MINISTRY, 1/8/2018
Roma, Villa Ada.
Provocatorio, esagerato, divertente. Tutto questo è Al Jourgensen, frontman e mente dei Ministry. Lo storico gruppo di Chicago è passato a Milano e a Roma per presentare AmeriKKKant, l’ultimo album uscito lo scorso marzo, e il concerto non può che rispecchiare la forte personalità dell’unico membro originale della band.
Due grossi galli gonfiabili con sopra una svastica sbarrata campeggiano sul palco di Villa Ada. Un’introduzione d’assalto prepara l’ingresso di Al, che si va a piazzare dietro al suo microfono a forma di pipistrello-scheletro. Le domande che mi accompagnano per tutto il concerto sono: è pura paccottiglia o sono dei geni? Criticano realmente le logiche di dominio della società attuale o sono diventati delle macchiette? Quando pensi di aver trovato la risposta, ecco che lì i Ministry ti fanno cambiare idea.
Il nuovo disco prende spunto dall’ascesa di Trump e da ciò che l’ha resa possibile. I primi due pezzi sono tratti proprio da qui: prima “Twilight Zone” e poi “Victims Of A Clown”; nel frattempo sullo schermo il presidente degli Stati Uniti viene trasformato in un personaggio dei videogame che intraprende una lotta a colpi di raggi laser contro la Clinton. Dopo qualche brano ripescato da Rio Grande Blood, un’altra manciata di canzoni nuove. Il metal slavato di AmeriKKKant non offre grandi emozioni e il frontman sembra esserne consapevole, introducendole così: “Now we’ll play some more songs from the new album…yeah, I know, but you need this shit to poop, right?!”. Tra le più riuscite ci sono comunque “Wargasm” e “Antifa”: la prima è più lenta e inizia con una lunga e angosciante parte parlata, in cui un clown sadico racconta di come gode nel fare la guerra e vedere le persone morire; la seconda è un vero e proprio inno ai movimenti antifascisti, con tanto di immagini di scontri e manifestazioni sullo sfondo. Jourgensen trova che il pubblico non sia abbastanza partecipe considerato il momento politico italiano, e probabilmente ha ragione. Diciamo però che i due “black bloc” sul palco intenti a sventolare una bandiera dell’Antifaschistische Aktion e un’altra con la A cerchiata non hanno contribuito a far prendere la cosa sul serio…
I problemi politici di oggi non sono nuovi, dice Al, c’erano già negli anni Novanta e nelle guerre di quel periodo: introduce così ad esempio i pezzi di Psalm 69, tra cui N.W.O e Just One Fix.
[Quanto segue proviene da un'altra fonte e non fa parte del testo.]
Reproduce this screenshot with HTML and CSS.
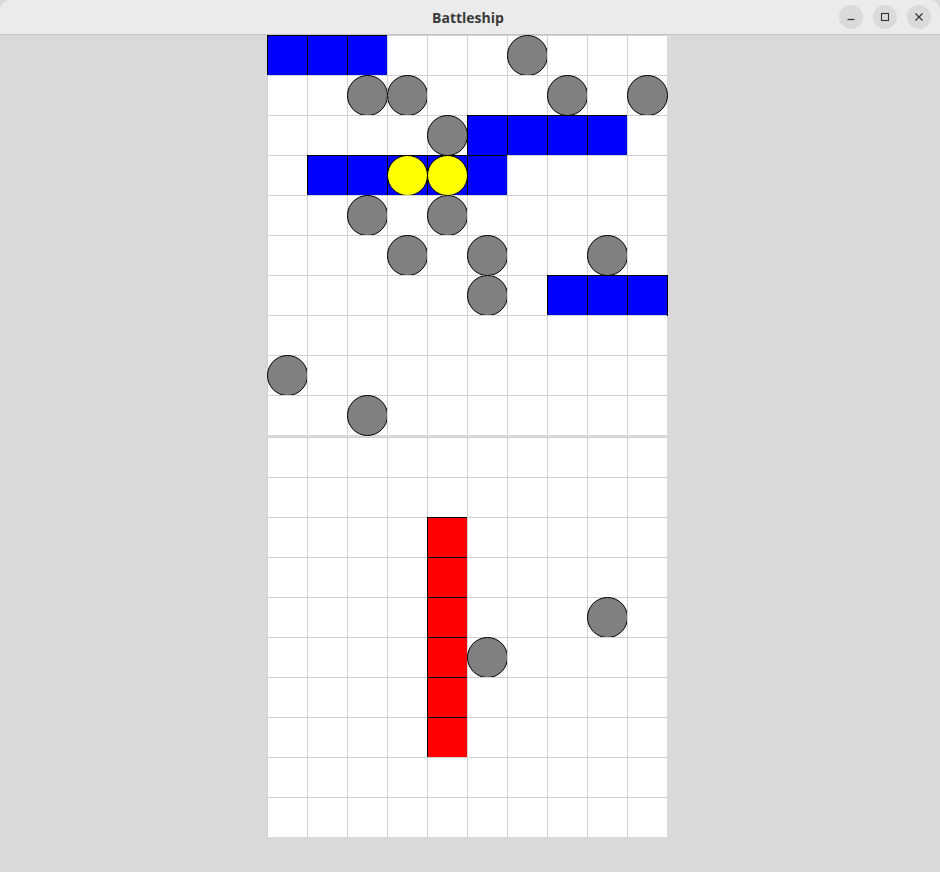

L’impatto è un’altro: la batteria si fa ossessiva, la chitarra smette di fare su e giù e aggredisce frontalmente.
Il concerto nel complesso è un’esplosione adrenalinica che non ti lascia il tempo per respirare, la vitalità del frontman coinvolge anche gli altri componenti, soprattutto i chitarristi e il bassista. Un riconoscimento a parte meritano le immagini martellanti: la facciona tatuata di Jourgensen ripresa in diretta compare in alternanza con discorsi di propaganda, spezzoni di film, personalità come Bourroughs, il pubblico presente e motivi astratti.
La questione è che dopo tre componenti del gruppo morti in diversi modi, la droga, i problemi con la legge, le infinite collaborazioni e la dura critica contro i governi e le guerre, non c’è più l’impatto di una volta, anche se lo spirito è rimasto lo stesso. Nonostante i temi trattati siano estremamente attuali e nonostante di gruppi schierati ci sia bisogno più che mai, il linguaggio – in primis musicale – dei Ministry è basato su una ripetizione di maniera, non sempre all’altezza dei loro tempi migliori.